For now, when users are interested in the dimensionality underlying the relationship between three state-factor levels (e.g., A, B, and C) or more they can use StateTrace by taking advantage of the transitivity of pairwise state-trace inference (e.g., test A vs. B and B vs. C, with one-dimensional results in both cases indicating that a single latent variable explains variation in all three). A similar approach can be required if more than two dimension-factor levels are required. Finally, the limitation to binary data can be accommodated by collapsing (e.g., a 1–10 confidence rating could be collapsed to high vs. low), but subject to the usual caveats about loss of information. We plan to explore the extension of Prince et al.’s (2012) Bayesian analysis and StateTrace to such finer-grained measures using a multinomial data generating assumption.

Although the range of application is restricted as described above, the advance provided by Prince et al.’s (2012) Bayesian analysis and the current package within this domain is substantial. Rather than judging state-trace plots “by eye,” these Bayesian procedures not only quantify evidence about dimensionality (i.e., one or more than one latent variable), but also aid in the process of design refinement.

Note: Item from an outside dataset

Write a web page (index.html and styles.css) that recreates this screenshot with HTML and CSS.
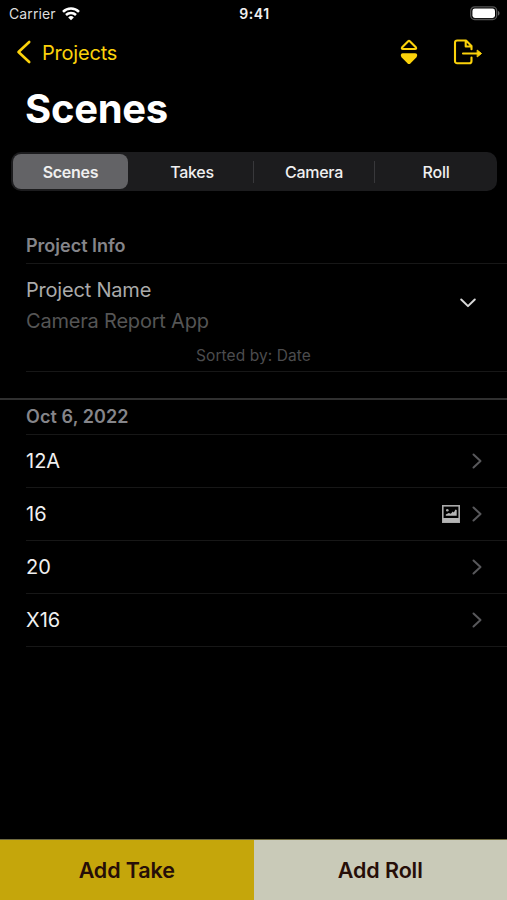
FILE: index.html
```html
<!DOCTYPE html>
<html lang="en">
<head>
<meta charset="utf-8">
<title>Scenes</title>
<link rel="stylesheet" href="styles.css">
</head>
<body>
<div class="app">
  <div class="status">
    <div class="carrier"><span class="carrier-name">Carrier</span>
      <svg width="18" height="14" viewBox="0 0 18 14" fill="none" stroke="#fff" stroke-width="2.5"><path d="M1 4.800a11.400 11.400 0 0 1 16 0M4 8a7.100 7.100 0 0 1 10 0"/><path d="M9 13.200 6.200 10.400a4 4 0 0 1 5.600 0z" fill="#fff" stroke="none"/></svg>
    </div>
    <div class="time">9:41</div>
    <svg class="battery" width="30" height="15" viewBox="0 0 30 15"><rect x=".7" y=".9" width="26" height="12.6" rx="4" fill="none" stroke="#555" stroke-width="1.3"/><rect x="2.4" y="2.5" width="22.6" height="9.4" rx="2.4" fill="#fff"/><path d="M28 5v4.6c2-.7 2-3.900 0-4.600z" fill="#666"/></svg>
  </div>
  <nav class="nav">
    <a class="back"><svg width="16" height="26" viewBox="0 0 16 26" fill="none" stroke="#fbd20b" stroke-width="2.6" stroke-linecap="round" stroke-linejoin="round"><path d="M13.200 3 2.500 13l10.700 10"/></svg><span>Projects</span></a>
    <div class="actions">
      <svg width="18" height="26" viewBox="0 0 18 26" fill="none" stroke="#fbd20b" stroke-width="2.100" stroke-linejoin="round"><path d="M8.200 2.200 2.200 8.200q-1 1.800.8 1.800h12q1.800 0 .8-1.800l-6-6q-.8-.7-1.600 0z"/><path fill="#fbd20b" d="M8.200 23.600 2.200 17.400q-1-2.100.8-2.100h12q1.800 0 .8 2.100l-6 6.200q-.8.700-1.600 0z"/></svg>
      <svg width="30" height="26" viewBox="0 0 30 26" fill="none" stroke="#fbd20b" stroke-width="2.100" stroke-linecap="round" stroke-linejoin="round"><path d="M18.500 18.500v3.400q0 2.300-2.300 2.300H4.300Q2 24.200 2 21.900V3.800q0-2.300 2.300-2.300h8.700L18.500 7V10.300M12.700 1.700v5.800h5.600M10 14.500h16"/><path fill="#fbd20b" stroke-width="1" d="m24.500 11.300 4 3.200-4 3.200z"/></svg>
    </div>
  </nav>
  <h1 class="title">Scenes</h1>
  <div class="segments">
    <div class="segment selected">Scenes</div>
    <div class="segment takes">Takes</div>
    <div class="segment divided">Camera</div>
    <div class="segment divided">Roll</div>
  </div>
  <h2 class="heading info">Project Info</h2>
  <section class="project">
    <div class="project-row">
      <div class="labels"><div class="name">Project Name</div><div class="value">Camera Report App</div></div>
      <svg width="18" height="12" viewBox="0 0 18 12" fill="none" stroke="#d8d8d8" stroke-width="2" stroke-linecap="round" stroke-linejoin="round"><path d="m2.200 2.500 6.800 6.600 6.800-6.600"/></svg>
    </div>
    <div class="sorted"><span>Sorted by: Date</span></div>
  </section>
  <h2 class="heading date">Oct 6, 2022</h2>
  <div class="list">
    <div class="row"><span>12A</span><svg class="chev" viewBox="0 0 10 16"><path d="m1.500 1.500 7 6.500-7 6.500"/></svg></div>
    <div class="row"><span>16</span><svg class="photo" width="18" height="18" viewBox="0 0 18 18"><rect x=".8" y=".8" width="16.400" height="16.400" fill="none" stroke="#aaa" stroke-width="1.600"/><path d="M1 13h16v4H1zM3.800 10.700V9.400l3-1.300 2 .7 2-2.200 1 .8 1.700-3 1.200.600v5.700z" fill="#b5b5b5"/><circle cx="5.300" cy="5.200" r="1.300" fill="#aaa"/></svg><svg class="chev" viewBox="0 0 10 16"><path d="m1.500 1.500 7 6.500-7 6.500"/></svg></div>
    <div class="row"><span>20</span><svg class="chev" viewBox="0 0 10 16"><path d="m1.500 1.500 7 6.500-7 6.500"/></svg></div>
    <div class="row"><span>X16</span><svg class="chev" viewBox="0 0 10 16"><path d="m1.500 1.500 7 6.500-7 6.500"/></svg></div>
  </div>
  <footer class="footer">
    <div class="button take"><span>Add Take</span></div>
    <div class="button roll"><span>Add Roll</span></div>
  </footer>
</div>
</body>
</html>
```
FILE: styles.css
```css
* { box-sizing: border-box; }
body { margin: 0; background: #000; color: #f0f0f0; font-family: Inter, "Liberation Sans", sans-serif; }
svg { display: block; flex: none; }
.app { height: 900px; display: flex; flex-direction: column; overflow: hidden; }
.app > * { flex: none; }
.status { height: 27px; display: grid; grid-template-columns: 1fr auto 1fr; align-items: center; padding: 0 7px 0 9px; }
.carrier { display: flex; align-items: center; gap: 6px; font-size: 14px; color: #ddd; letter-spacing: .1px; }
.time { font-size: 14px; font-weight: 600; letter-spacing: .6px; }
.battery { justify-self: end; }
.nav { height: 50px; display: flex; align-items: center; justify-content: space-between; padding: 0 24px 0 16px; }
.back { display: flex; align-items: center; gap: 10px; font-size: 20px; color: #fbd20b; letter-spacing: -.2px; }
.back span { padding-top: 1px; }
.actions { display: flex; gap: 35px; }
.title { margin: 0; height: 75px; padding: 7px 25px 0; font-size: 40px; line-height: 50px; font-weight: 700; letter-spacing: -.3px; color: #fff; }
.segments { height: 39px; margin: 0 10px 0 11px; padding: 2px 0 2px 2px; display: grid; grid-template-columns: 115px 125px 121px 1fr; border-radius: 10px; background: #1c1c1e; }
.segment { display: flex; align-items: center; justify-content: center; font-size: 16px; font-weight: 500; letter-spacing: -.25px; }
.takes { padding-left: 3px; }
.selected { border-radius: 8px; background: #636366; font-weight: 600; }
.divided { padding-left: 1px; background: linear-gradient(#38383b, #38383b) left center / 1px 22px no-repeat; }
.heading { margin: 0; padding-left: 26px; font-size: 18px; line-height: 24px; font-weight: 600; color: #85858a; }
.info { height: 72px; padding-top: 43px; }
.project { height: 109px; margin-left: 26px; border-top: 1px solid #171717; border-bottom: 1px solid #171717; }
.project-row { display: flex; height: 75px; align-items: center; justify-content: space-between; padding: 2px 30px 0 0; font-size: 20px; line-height: 31px; letter-spacing: -.2px; }
.labels { padding-top: 7px; }
.name { color: #aaa; }
.value { color: #555; }
.sorted { font-size: 15.500px; line-height: 34px; color: #4c4c4e; text-align: center; padding-right: 26px; letter-spacing: .08px; }
.date { margin-top: 26px; height: 36px; border-top: 2px solid #303030; padding-top: 5px; letter-spacing: .1px; }
.list { margin-left: 26px; border-top: 1px solid #171717; }
.row { height: 53px; display: flex; align-items: center; border-bottom: 1px solid #171717; padding-right: 25px; font-size: 20px; }
.chev { width: 10px; height: 16px; margin-left: auto; fill: none; stroke: #58585b; stroke-width: 2; stroke-linecap: round; stroke-linejoin: round; }
.photo { margin-left: auto; }
.photo + .chev { margin-left: 12px; }
.footer { height: 61px; margin-top: auto; display: grid; grid-template-columns: 1fr 1fr; border-top: 1px solid #6f6a40; font-size: 21.500px; font-weight: 600; color: #260e08; letter-spacing: -.1px; }
.button { display: flex; align-items: center; justify-content: center; }
.take { background: #c5a60b; }
.roll { background: #c9cab8; }
```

Moreover, the StateTrace package enables the adoption of these methods by researchers who are unfamiliar with the required sampling and estimation techniques. It does so by automating many aspects of a state-trace analysis of binary response data, including the output of both tabular and graphical summary results and customizable state-trace plots. Additionally, StateTrace is a GUI-driven package and, so, is accessible to users who are also not familiar with the R language.